El 19 de septiembre de 1985 quedó grabado en la memoria colectiva como uno de los momentos más dolorosos de la Ciudad de México, pero también como uno de los más luminosos en términos de solidaridad. Aquel amanecer, la capital se sacudió con una fuerza que derrumbó miles de edificios y arrebató decenas de miles de vidas. Frente a la tragedia, lo que emergió no fue únicamente el polvo ni el silencio de las ruinas, sino la fuerza civil de un pueblo que se organizó para salvarse a sí mismo.
Las imágenes de brigadistas improvisados retirando escombros con las manos, de cadenas humanas trasladando cubetas, de vecinos convirtiéndose en rescatistas sin esperar órdenes oficiales, constituyeron un parteaguas en la historia urbana y política de la ciudad. Esa respuesta ciudadana no solo permitió rescatar a miles, sino que también cimentó una nueva conciencia cívica: la sociedad podía y debía organizarse para exigir un Estado más responsable y una ciudad más habitable.
Cuarenta años después, la capital no es la misma. Se han construido normas de protección civil, protocolos de emergencia, sistemas de alerta sísmica y brigadas capacitadas. Las generaciones posteriores saben que cada simulacro del 19 de septiembre es más que un ritual: es la memoria activa de quienes perdieron la vida y de quienes lucharon por los demás. La tragedia del 2017 demostró, sin embargo, que las viejas lecciones siguen vigentes: la vulnerabilidad persiste, pero también la capacidad de la ciudadanía para organizarse de inmediato, con una energía solidaria que atraviesa el tiempo.

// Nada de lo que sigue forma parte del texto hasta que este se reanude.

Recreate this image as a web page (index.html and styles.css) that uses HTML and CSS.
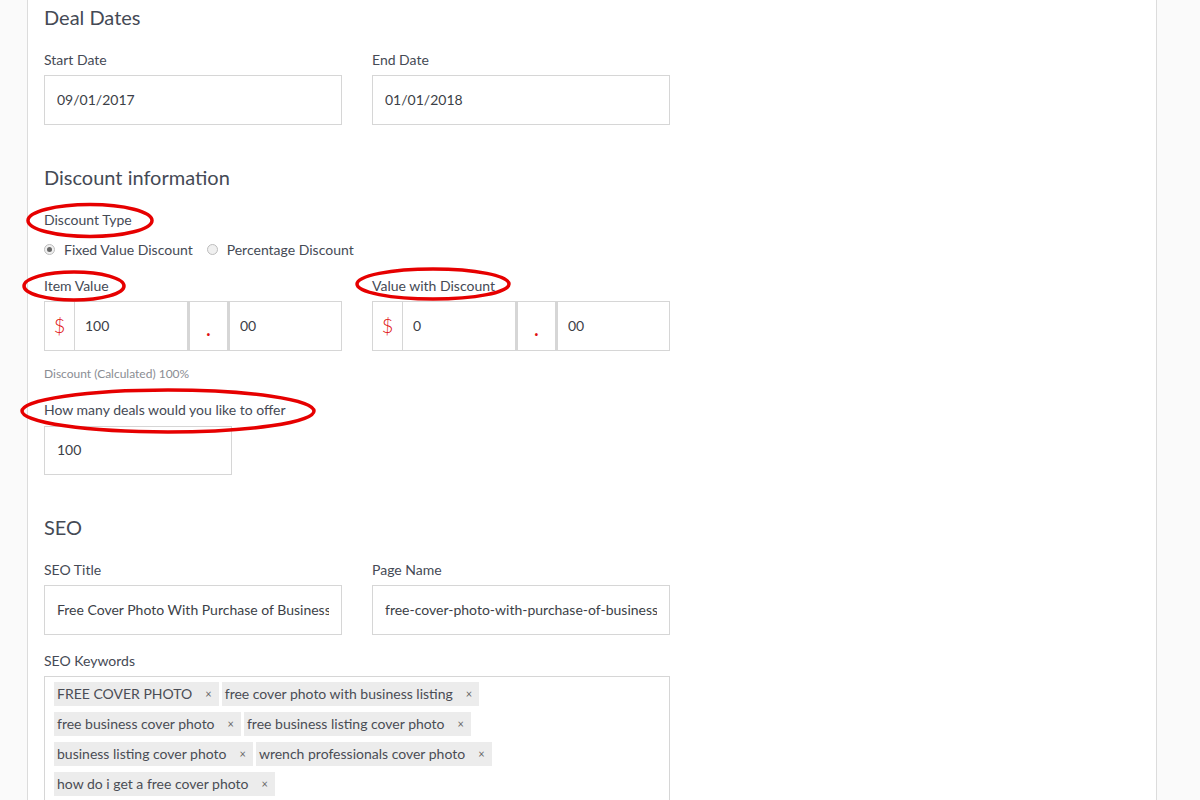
FILE: index.html
```html
<!DOCTYPE html>
<html>
<head>
<meta charset="utf-8">
<link rel="stylesheet" href="styles.css">
</head>
<body>
<div class="page">
  <div class="panel">
    <h2 class="heading first">Deal Dates</h2>
    <div class="row">
      <div class="field">
        <label class="label">Start Date</label>
        <input class="input" type="text" value="09/01/2017">
      </div>
      <div class="field">
        <label class="label">End Date</label>
        <input class="input" type="text" value="01/01/2018">
      </div>
    </div>

    <h2 class="heading">Discount information</h2>
    <div class="label type-label">Discount Type</div>
    <div class="radios">
      <span class="radio checked"></span><span class="radio-text">Fixed Value Discount</span>
      <span class="radio"></span><span class="radio-text">Percentage Discount</span>
    </div>
    <div class="row row-money">
      <div class="field">
        <label class="label">Item Value</label>
        <div class="money">
          <span class="cell cur">$</span>
          <input class="cell num" type="text" value="100">
          <span class="cell dot">.</span>
          <input class="cell dec" type="text" value="00">
        </div>
      </div>
      <div class="field">
        <label class="label">Value with Discount</label>
        <div class="money">
          <span class="cell cur">$</span>
          <input class="cell num" type="text" value="0">
          <span class="cell dot">.</span>
          <input class="cell dec" type="text" value="00">
        </div>
      </div>
    </div>
    <div class="calc">Discount (Calculated) 100%</div>
    <label class="label deals-label">How many deals would you like to offer</label>
    <input class="input small" type="text" value="100">

    <h2 class="heading">SEO</h2>
    <div class="row">
      <div class="field">
        <label class="label">SEO Title</label>
        <input class="input" type="text" value="Free Cover Photo With Purchase of Business Listing">
      </div>
      <div class="field">
        <label class="label">Page Name</label>
        <input class="input" type="text" value="free-cover-photo-with-purchase-of-business-listing">
      </div>
    </div>
    <label class="label kw-label">SEO Keywords</label>
    <div class="tags">
      <span class="tag">FREE COVER PHOTO<span class="x">×</span></span>
      <span class="tag">free cover photo with business listing<span class="x">×</span></span>
      <span class="tag">free business cover photo<span class="x">×</span></span>
      <span class="tag">free business listing cover photo<span class="x">×</span></span>
      <span class="tag">business listing cover photo<span class="x">×</span></span>
      <span class="tag">wrench professionals cover photo<span class="x">×</span></span>
      <span class="tag">how do i get a free cover photo<span class="x">×</span></span>
    </div>
  </div>

  <svg class="marks" width="1200" height="800" viewBox="0 0 1200 800">
    <ellipse cx="90" cy="220.5" rx="62" ry="16" />
    <ellipse cx="74" cy="286" rx="50" ry="14" />
    <ellipse cx="433" cy="284" rx="76" ry="15" />
    <ellipse cx="168" cy="411" rx="146" ry="21" />
  </svg>
</div>
</body>
</html>
```

FILE: styles.css
```css
* { box-sizing: border-box; }
html, body {
  margin: 0;
  padding: 0;
  background: #fafafa;
  font-family: Lato, "Liberation Sans", sans-serif;
  color: #454a55;
}
.page {
  position: relative;
  width: 1200px;
  height: 800px;
  overflow: hidden;
}
.panel {
  margin-left: 27px;
  width: 1130px;
  min-height: 900px;
  background: #fff;
  border-left: 1px solid #dcdcdc;
  border-right: 1px solid #dcdcdc;
  padding: 5px 16px 0 16px;
}
.heading {
  font-weight: normal;
  font-size: 20px;
  line-height: 24px;
  margin: 40px 0 21px 0;
  color: #454a55;
}
.heading.first { margin-top: 0; }
.row {
  display: flex;
  gap: 30px;
}
.field {
  display: flex;
  flex-direction: column;
  width: 298px;
}
.label {
  display: block;
  font-size: 14px;
  line-height: 20px;
  margin-bottom: 5px;
  color: #454a55;
}
.input {
  display: block;
  width: 298px;
  height: 50px;
  border: 1px solid #d6d6d6;
  padding: 0 12px 2px 12px;
  font-family: inherit;
  font-size: 14px;
  color: #3c3f47;
  background: #fff;
  outline: none;
}
.input.small { width: 188px; height: 49px; }
.type-label { margin-bottom: 10px; }
.radios {
  display: flex;
  align-items: center;
  height: 20px;
  font-size: 14px;
  margin-bottom: 16px;
  padding-bottom: 2px;
}
.radio {
  width: 11px;
  height: 11px;
  border-radius: 50%;
  border: 1px solid #bdbdbd;
  background: #f0f0f0;
  margin-right: 9px;
  position: relative;
}
.radio.checked::after {
  content: "";
  position: absolute;
  left: 2px;
  top: 2px;
  width: 5px;
  height: 5px;
  border-radius: 50%;
  background: #666;
}
.radio-text { margin-right: 14px; }
.money {
  display: flex;
  height: 50px;
  width: 298px;
}
.cell {
  height: 50px;
  border: 1px solid #d6d6d6;
  border-left: none;
  font-family: inherit;
  font-size: 14px;
  color: #3c3f47;
  background: #fff;
}
.cell.cur {
  border-left: 1px solid #d6d6d6;
  width: 31px;
  color: #e01010;
  font-size: 20px;
  font-weight: 300;
  display: flex;
  align-items: center;
  justify-content: center;
  padding-bottom: 2px;
}
.cell.num { width: 113px; padding: 0 10px 2px 10px; outline: none; }
.cell.dot {
  width: 40px;
  border-left: 2px solid #d6d6d6;
  color: #e01010;
  font-size: 18px;
  font-weight: bold;
  display: flex;
  justify-content: center;
  align-items: center;
  padding-top: 6px;
}
.cell.dec { width: 114px; border-left: 2px solid #d6d6d6; padding: 0 10px 2px 10px; outline: none; }
.calc {
  font-size: 12px;
  line-height: 16px;
  color: #8a8d93;
  margin: 15px 0 18px 0;
}
.deals-label { margin-bottom: 6px; }
.kw-label { margin-top: 16px; }
.tags {
  width: 626px;
  border: 1px solid #d6d6d6;
  padding: 5px 9px 10px 9px;
  display: flex;
  flex-wrap: wrap;
  gap: 6px 3px;
}
.tag {
  display: inline-flex;
  align-items: center;
  height: 24px;
  background: #ececec;
  padding: 0 7px 2px 3px;
  font-size: 14px;
  color: #4a4d55;
}
.tag .x {
  font-size: 11px;
  margin-left: 13px;
  color: #666;
}
.marks {
  position: absolute;
  left: 0;
  top: 0;
  pointer-events: none;
}
.marks ellipse {
  fill: none;
  stroke: #e60000;
  stroke-width: 3.5;
}
```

Hoy, al mirar atrás, la Ciudad de México no solo recuerda el desastre; recuerda también la dignidad colectiva que emergió de las ruinas. Esa memoria es la que sostiene el presente y proyecta el futuro. Porque en cada piedra removida en 1985 se sembró la convicción de que la ciudad, con todos sus dolores y fracturas, puede levantarse una y otra vez, más fuerte y más consciente de que la solidaridad es, quizás, su cimiento más firme.